Identify the lines in the data below that contain "styles" and give only how many there are.

• [Extracted information]
○ ○ ○
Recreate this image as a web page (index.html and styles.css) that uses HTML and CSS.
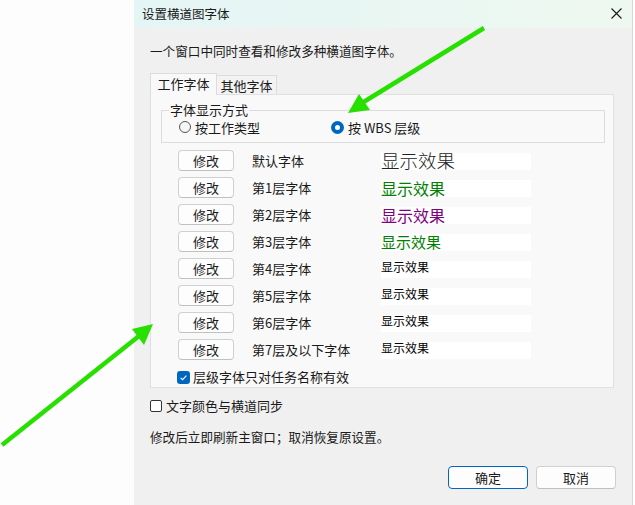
FILE: index.html
```html
<!DOCTYPE html>
<html lang="zh-CN">
<head>
  <meta charset="UTF-8" />
  <title>设置横道图字体</title>
  <link rel="stylesheet" href="styles.css">
</head>
<body>

  <div class="backdrop"></div>

  <!-- 对话框 -->
  <div class="dialog">
    <div class="titlebar">
      <span class="title">设置横道图字体</span>
      <svg class="close" width="11" height="11" viewBox="0 0 11 11">
        <path d="M0.5 0.5 L10.5 10.5 M10.5 0.5 L0.5 10.5" stroke="#1a1a1a" stroke-width="1.1" fill="none" />
      </svg>
    </div>

    <div class="content">
      <p class="intro">一个窗口中同时查看和修改多种横道图字体。</p>

      <div class="tabs">
        <div class="tab active">工作字体</div>
        <div class="tab">其他字体</div>
      </div>

      <div class="panel">
        <fieldset class="group">
          <legend>字体显示方式</legend>
          <div class="radios">
            <label class="radio"><span class="radio-dot"></span>按工作类型</label>
            <label class="radio checked"><span class="radio-dot"></span>按 WBS 层级</label>
          </div>
        </fieldset>

        <div class="rows">
          <div class="row">
            <button class="btn">修改</button>
            <span class="row-label">默认字体</span>
            <span class="preview"><span class="sample big">显示效果</span></span>
          </div>
          <div class="row">
            <button class="btn">修改</button>
            <span class="row-label">第1层字体</span>
            <span class="preview"><span class="sample mid green">显示效果</span></span>
          </div>
          <div class="row">
            <button class="btn">修改</button>
            <span class="row-label">第2层字体</span>
            <span class="preview"><span class="sample mid purple">显示效果</span></span>
          </div>
          <div class="row">
            <button class="btn">修改</button>
            <span class="row-label">第3层字体</span>
            <span class="preview"><span class="sample mid3 green">显示效果</span></span>
          </div>
          <div class="row">
            <button class="btn">修改</button>
            <span class="row-label">第4层字体</span>
            <span class="preview"><span class="sample small">显示效果</span></span>
          </div>
          <div class="row">
            <button class="btn">修改</button>
            <span class="row-label">第5层字体</span>
            <span class="preview"><span class="sample small">显示效果</span></span>
          </div>
          <div class="row">
            <button class="btn">修改</button>
            <span class="row-label">第6层字体</span>
            <span class="preview"><span class="sample small">显示效果</span></span>
          </div>
          <div class="row">
            <button class="btn">修改</button>
            <span class="row-label">第7层及以下字体</span>
            <span class="preview"><span class="sample small">显示效果</span></span>
          </div>
        </div>

        <label class="check inner-check">
          <span class="box checked">
            <svg width="13" height="13" viewBox="0 0 13 13">
              <path d="M3.6 6.8 L5.6 8.7 L9.4 4.6" stroke="#fff" stroke-width="1.1" fill="none" />
            </svg>
          </span>
          层级字体只对任务名称有效
        </label>
      </div>

      <label class="check sync-check">
        <span class="box"></span>
        文字颜色与横道同步
      </label>

      <p class="note">修改后立即刷新主窗口；取消恢复原设置。</p>

      <div class="actions">
        <button class="btn action primary">确定</button>
        <button class="btn action">取消</button>
      </div>
    </div>
  </div>

  <div class="edge"></div>

  <!-- 标注箭头 -->
  <svg class="arrows" width="635" height="505" viewBox="0 0 635 505">
    <line x1="484" y1="28" x2="362" y2="103" stroke="#27e000" stroke-width="4.5" />
    <polygon points="348,113 359,94 370,110" fill="#27e000" />
    <line x1="2" y1="445" x2="139" y2="336" stroke="#27e000" stroke-width="4.5" />
    <polygon points="153,324 132,329 144,345" fill="#27e000" />
  </svg>

</body>
</html>
```

FILE: styles.css
```css
body {
  margin: 0;
  width: 635px;
  height: 505px;
  display: flex;
  overflow: hidden;
  background: #fdfdfd;
  font-family: 'Noto Sans CJK SC', 'Noto Sans', sans-serif;
  font-size: 13px;
  color: #1a1a1a;
  position: relative;
}

.backdrop {
  width: 134px;
  flex: none;
}

.dialog {
  width: 498px;
  flex: none;
  background: #f0f0f0;
  border-right: 1px solid #d6d6d6;
  display: flex;
  flex-direction: column;
}

.titlebar {
  height: 28px;
  flex: none;
  background: linear-gradient(90deg, #e4f5f5, #eef8f0);
  display: flex;
  align-items: center;
  justify-content: space-between;
  padding: 0 10px 2px 8px;
  box-sizing: border-box;
}

.title { font-size: 12.5px; }

.content {
  padding: 0 16px;
}

.intro, .note {
  margin: 0;
  font-size: 12.6px;
  line-height: 18px;
}

.intro { margin-top: 14px; }

.tabs {
  display: flex;
  align-items: flex-end;
  margin-top: 13px;
  height: 21px;
}

.tab {
  box-sizing: border-box;
  border: 1px solid #dcdcdc;
  border-bottom: none;
  line-height: 18px;
  text-align: center;
}

.tab.active {
  width: 67px;
  height: 22px;
  background: #f9f9f9;
  margin-bottom: -1px;
  position: relative;
  z-index: 1;
  padding-top: 1px;
}

.tab:not(.active) {
  width: 60px;
  height: 19px;
  background: #f3f3f3;
  border-left: none;
  padding-top: 1px;
}

.panel {
  width: 464px;
  height: 294px;
  box-sizing: border-box;
  background: #f9f9f9;
  border: 1px solid #e0e0e0;
  padding: 7px 8px 0 10px;
}

.group {
  margin: 0;
  border: 1px solid #dcdcdc;
  padding: 1px 0 7px 0;
}

.group legend {
  margin-left: 7px;
  padding: 0 1px;
  line-height: 16px;
}

.radios {
  display: flex;
  height: 16px;
  align-items: center;
}

.radio {
  display: flex;
  align-items: center;
  gap: 4px;
}

.radio:first-child {
  margin-left: 17px;
  width: 152px;
}

.radio-dot {
  width: 12px;
  height: 12px;
  box-sizing: border-box;
  border: 1px solid #555;
  border-radius: 50%;
  background: #f6f6f6;
}

.radio.checked .radio-dot {
  width: 13px;
  height: 13px;
  border: 4px solid #0067c0;
  background: #fff;
}

.rows {
  display: flex;
  flex-direction: column;
  gap: 6px;
  margin-top: 7px;
}

.row {
  display: flex;
  align-items: flex-start;
  height: 21px;
}

.btn {
  font-family: inherit;
  font-size: 13px;
  color: #1a1a1a;
  background: #fdfdfd;
  border: 1px solid #d0d0d0;
  border-bottom-color: #c0c0c0;
  border-radius: 4px;
  padding: 0;
  line-height: 17px;
}

.row .btn {
  width: 56px;
  height: 21px;
  margin-left: 17px;
}

.row-label {
  width: 129px;
  margin-left: 18px;
  line-height: 22px;
}

.preview {
  width: 150px;
  height: 17px;
  margin-top: 3px;
  background: #fff;
  position: relative;
}

.sample {
  display: block;
  white-space: nowrap;
}

.sample.big {
  font-family: 'DejaVu Serif', 'Noto Sans CJK SC', serif;
  font-size: 18.5px;
  font-weight: 300;
  line-height: 18px;
  color: #222;
}

.sample.mid { font-size: 16px; line-height: 16px; }
.sample.mid3 { font-size: 15px; line-height: 16px; }

.sample.small {
  font-size: 12px;
  line-height: 12px;
  font-weight: 400;
  color: #000;
}

.green { color: #008000; }
.purple { color: #800080; }

.check {
  display: flex;
  align-items: center;
  gap: 3px;
  line-height: 16px;
}

.inner-check {
  margin: 9px 0 0 16px;
}

.box {
  width: 13px;
  height: 13px;
  box-sizing: border-box;
  border: 1px solid #333;
  border-radius: 2px;
  background: #fff;
  display: flex;
}

.box.checked {
  border: none;
  border-radius: 3px;
  background: #0067c0;
}

.sync-check {
  margin-top: 10px;
}

.sync-check .box { width: 12px; height: 12px; margin-right: 1px; }

.note { margin-top: 14px; }

.actions {
  display: flex;
  justify-content: flex-end;
  gap: 8px;
  margin-top: 20px;
  margin-right: 0;
}

.btn.action {
  width: 80px;
  height: 23px;
}

.btn.primary {
  border: 1px solid #0067c0;
}

.edge {
  width: 2px;
  flex: none;
  background: #fff;
}

.arrows {
  position: absolute;
  top: 0;
  left: 0;
  pointer-events: none;
}
```
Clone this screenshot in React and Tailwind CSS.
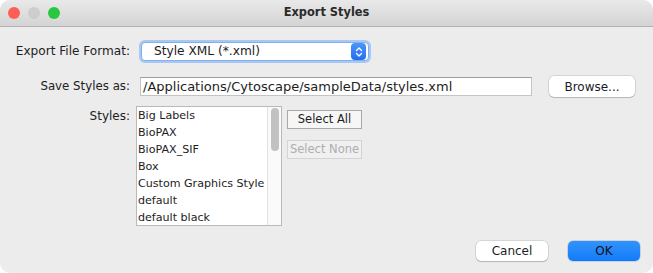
○ ○ ○
• [Result for this exercise] 3